Foreign branding


Foreign branding is an advertising and marketing term describing the use of foreign or foreign-sounding brand names for companies, products, and services to imply they are of foreign origin. This can also be used for foreign products if the country of origin may not be beneficial. In this case, companies tend to use a foreign branding strategy, trying to make customers believe that the company and/or its products originate from a more favourable country than they actually do.
In non-English-speaking countries, many brands use English- or American-styled names to suggest foreign origin. In English and other non-English-speaking countries, many cosmetics and fashion brands use French- or Italian-styled names.
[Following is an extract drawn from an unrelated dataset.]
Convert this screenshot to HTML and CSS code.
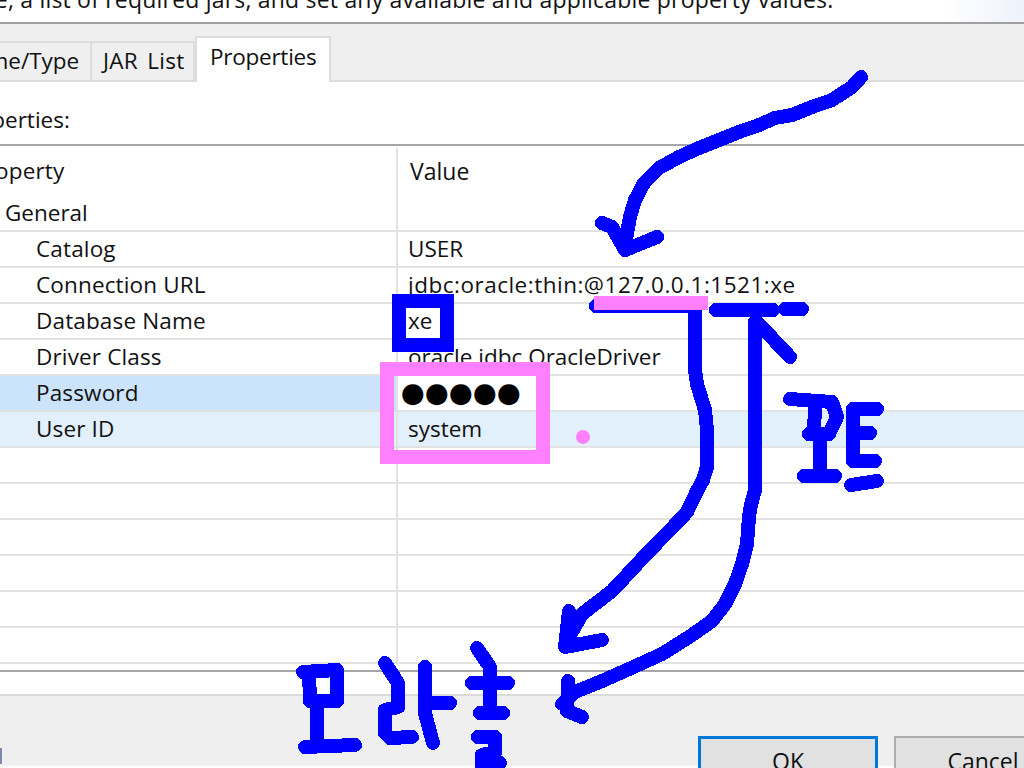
FILE: index.html
```html
<!DOCTYPE html>
<html lang="en">
<head>
    <meta charset="UTF-8" />
    <meta name="viewport" content="width=device-width, initial-scale=1.0" />
    <title>Connection Properties</title>
    <link rel="stylesheet" href="styles.css">
</head>
<body>
    <div class="intro">
        <p>name, a list of required jars, and set any available and applicable property values.</p>
    </div>
    <div class="tab-strip">
        <div class="tab tab-first">Name/Type</div>
        <div class="tab tab-jar">JAR List</div>
        <div class="tab tab-active">Properties</div>
    </div>
    <div class="pane">
        <div class="pane-label">Properties:</div>
        <div class="table">
            <div class="row row-head">
                <div class="name head-name">Property</div>
                <div class="value head-value">Value</div>
            </div>
            <div class="row">
                <div class="name name-group">General</div>
                <div class="value"></div>
            </div>
            <div class="row">
                <div class="name">Catalog</div>
                <div class="value">USER</div>
            </div>
            <div class="row">
                <div class="name">Connection URL</div>
                <div class="value value-url">jdbc:oracle:thin:@127.0.0.1:1521:xe</div>
            </div>
            <div class="row">
                <div class="name">Database Name</div>
                <div class="value">xe</div>
            </div>
            <div class="row">
                <div class="name">Driver Class</div>
                <div class="value">oracle.jdbc.OracleDriver</div>
            </div>
            <div class="row row-selected">
                <div class="name">Password</div>
                <div class="value dots">●●●●●</div>
            </div>
            <div class="row row-hover">
                <div class="name">User ID</div>
                <div class="value">system</div>
            </div>
            <div class="row"><div class="name"></div><div class="value"></div></div>
            <div class="row"><div class="name"></div><div class="value"></div></div>
            <div class="row"><div class="name"></div><div class="value"></div></div>
            <div class="row"><div class="name"></div><div class="value"></div></div>
            <div class="row"><div class="name"></div><div class="value"></div></div>
            <div class="row"><div class="name"></div><div class="value"></div></div>
        </div>
        <div class="table-end"></div>
    </div>
    <div class="footer">
        <div class="help-edge"></div>
        <button class="btn btn-default">OK</button>
        <button class="btn">Cancel</button>
    </div>

    <!-- paint scribbles on top of the dialog -->
    <svg class="marks" width="1024" height="768" viewBox="0 0 1024 768">
        <rect class="box-blue" x="399" y="301" width="48" height="44" />
        <rect class="box-pink" x="387" y="369" width="156" height="88" />

        <!-- arrow to the ip -->
        <path class="pen" d="M861 77 852 87 832 100 812 107 792 115 775 118 759 125 739 132 719 140 699 148 679 157 659 168 644 183 635 200 630 217 627 233 625 250" />
        <path class="pen" d="M602 223 612 227 625 250 657 237" />

        <!-- ip to label -->
        <path class="pen" d="M596 306H695V370L697 384 705 410 707 430V467L703 480 697 491 687 512 673 527 659 541 639 562 612 591 582 614 569 637" />
        <path class="pen" d="M569 611 565 647 602 640" />

        <!-- port to label -->
        <path class="pen" d="M716 310H773M785 309H802" />
        <path class="pen" d="M757 322 790 357" />
        <path class="pen" d="M755 322V490L751 505 749 517 747 544 742 564 735 584 725 604 712 621 689 637 662 654 629 669 602 681 575 692 562 704" />
        <path class="pen" d="M568 681 567 711 582 717" />

        <!-- handwriting: port -->
        <path class="pen" d="M790 399 832 402 837 417 829 434H809M815 404 814 434M820 434V474M804 476H835" />
        <path class="pen" d="M877 409H853V461H875M853 433H870M851 485 877 481" />

        <!-- handwriting: the word under the arrows -->
        <path class="pen" d="M303 672 337 670V701H310L309 672M317 707V743M305 747 355 745" />
        <path class="pen" d="M385 663 398 683V707L385 710V733L390 738 412 737M425 667V713L433 743M427 703H450" />
        <path class="pen" d="M477 648 490 667V710M472 683H508M480 713H503M478 737H495V752L482 755V768L500 763" />

        <rect class="pink-fill" x="594" y="296" width="114" height="14" />
        <circle class="pink-fill" cx="583" cy="437" r="7" />
    </svg>
</body>
</html>
```

FILE: styles.css
```css
html, body {
    margin: 0;
    padding: 0;
    height: 768px;
    overflow: hidden;
}
body {
    position: relative;
    width: 1024px;
    background-color: #fff;
    color: #111;
    font-family: "Open Sans", "Noto Sans", Arial, sans-serif;
    font-size: 22.5px;
}
.intro {
    height: 22px;
    overflow: hidden;
    border-bottom: 2px solid #a0a0a0;
    background: linear-gradient(90deg, #fff 92%, #eef2fb 100%);
}
.intro p {
    margin: -19px 0 0 -54px;
    font-size: 23px;
    letter-spacing: .2px;
    line-height: 36px;
    white-space: nowrap;
}
.tab-strip {
    display: flex;
    align-items: flex-end;
    height: 56px;
    background-color: #efefef;
    border-bottom: 2px solid #dcdcdc;
}
.tab {
    box-sizing: border-box;
    height: 39px;
    line-height: 36px;
    white-space: nowrap;
    border: 2px solid #dcdcdc;
    border-bottom: none;
}
.tab-first {
    width: 92px;
    overflow: hidden;
    text-indent: -42px;
    border-left: none;
}
.tab-jar {
    width: 103px;
    padding-left: 11px;
    letter-spacing: .3px;
    word-spacing: 3px;
    border-left: none;
}
.tab-active {
    height: 46px;
    margin-bottom: -2px;
    width: 136px;
    line-height: 38px;
    padding-left: 13px;
    letter-spacing: -.25px;
    background-color: #fff;
}
.pane-label {
    height: 62px;
    line-height: 76px;
    margin-left: -45px;
    white-space: nowrap;
}
.table {
    border-top: 2px solid #a5a5ab;
}
.row {
    display: flex;
    box-sizing: border-box;
    height: 36px;
    border-bottom: 2px solid #e2e2e2;
    line-height: 33px;
}
.row-head {
    height: 50px;
    border-bottom: none;
    line-height: 50px;
}
.name {
    box-sizing: border-box;
    width: 398px;
    flex: none;
    padding-left: 36px;
    letter-spacing: .15px;
    border-right: 2px solid #e2e2e2;
    white-space: nowrap;
}
.value {
    flex: 1;
    padding-left: 10px;
    white-space: nowrap;
}
.value-url {
    letter-spacing: .5px;
}
.head-name {
    padding-left: 0;
    text-indent: -28px;
    margin-top: 2px;
    line-height: 46px;
}
.head-value {
    padding-left: 12px;
    font-size: 23px;
}
.name-group {
    padding-left: 5px;
    letter-spacing: 0;
}
.row-selected .name {
    background-color: #cce4fb;
}
.row-hover {
    background-color: #e2f0fc;
}
.dots {
    padding-left: 3px;
    font-family: "DejaVu Sans", sans-serif;
    font-size: 27.5px;
    color: #000;
    line-height: 33px;
}
.table-end {
    height: 6px;
    border-bottom: 2px solid #a5a5ab;
}
.pane {
    height: 614px;
    box-sizing: border-box;
    border-bottom: 2px solid #dadada;
}
.footer {
    display: flex;
    align-items: flex-start;
    gap: 16px;
    height: 70px;
    box-sizing: border-box;
    padding-top: 40px;
    background-color: #efefef;
}
.help-edge {
    width: 2px;
    height: 16px;
    margin-top: 12px;
    margin-right: auto;
    background-color: #7d8aa6;
}
.btn {
    flex: none;
    box-sizing: border-box;
    width: 178px;
    height: 46px;
    margin: 0 -48px 0 0;
    padding: 4px 0 0;
    border: 2px solid #adadad;
    background-color: #e1e1e1;
    color: #111;
    font-family: inherit;
    font-size: 23px;
}
.btn-default {
    width: 180px;
    margin-right: 0;
    border: 3px solid #0078d7;
}
.marks {
    position: absolute;
    top: 0;
    left: 0;
    pointer-events: none;
}
.pen {
    fill: none;
    stroke: #00f;
    stroke-width: 14;
    stroke-linecap: round;
    stroke-linejoin: round;
    shape-rendering: crispEdges;
}
.box-blue {
    fill: none;
    stroke: #00f;
    stroke-width: 14;
}
.box-pink {
    fill: none;
    stroke: #ff80ff;
    stroke-width: 14;
}
.pink-fill {
    fill: #ff80ff;
}
```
Also, Japanese, Scandinavian, and of other origin-sounding names are used in both English- and non-English-speaking countries to achieve specific effects.

English-speaking countries

Foreign letters and diacritical marks are often used to give a foreign flavor to a brand that does not consist of foreign terms.
Some fonts, sometimes called simulation typefaces, have also been designed that represent the characters of the Roman alphabet but evoke another writing system. This group includes typefaces designed to appear as Arabic, Chinese characters, Cyrillic, Indic scripts, Greek, Hebrew, Kana, or Thai. These are used largely for the purpose of novelty to make something appear foreign, or to make businesses such as restaurants offering foreign food clearly stand out.

Characters chosen for visual resemblance

Greek characters in Latin contexts

Where different keyboard layouts or character encodings map different scripts to the same key positions or code points, directly converting matching characters provides an alternative to transliteration when the appearance, rather than the meaning, is desired.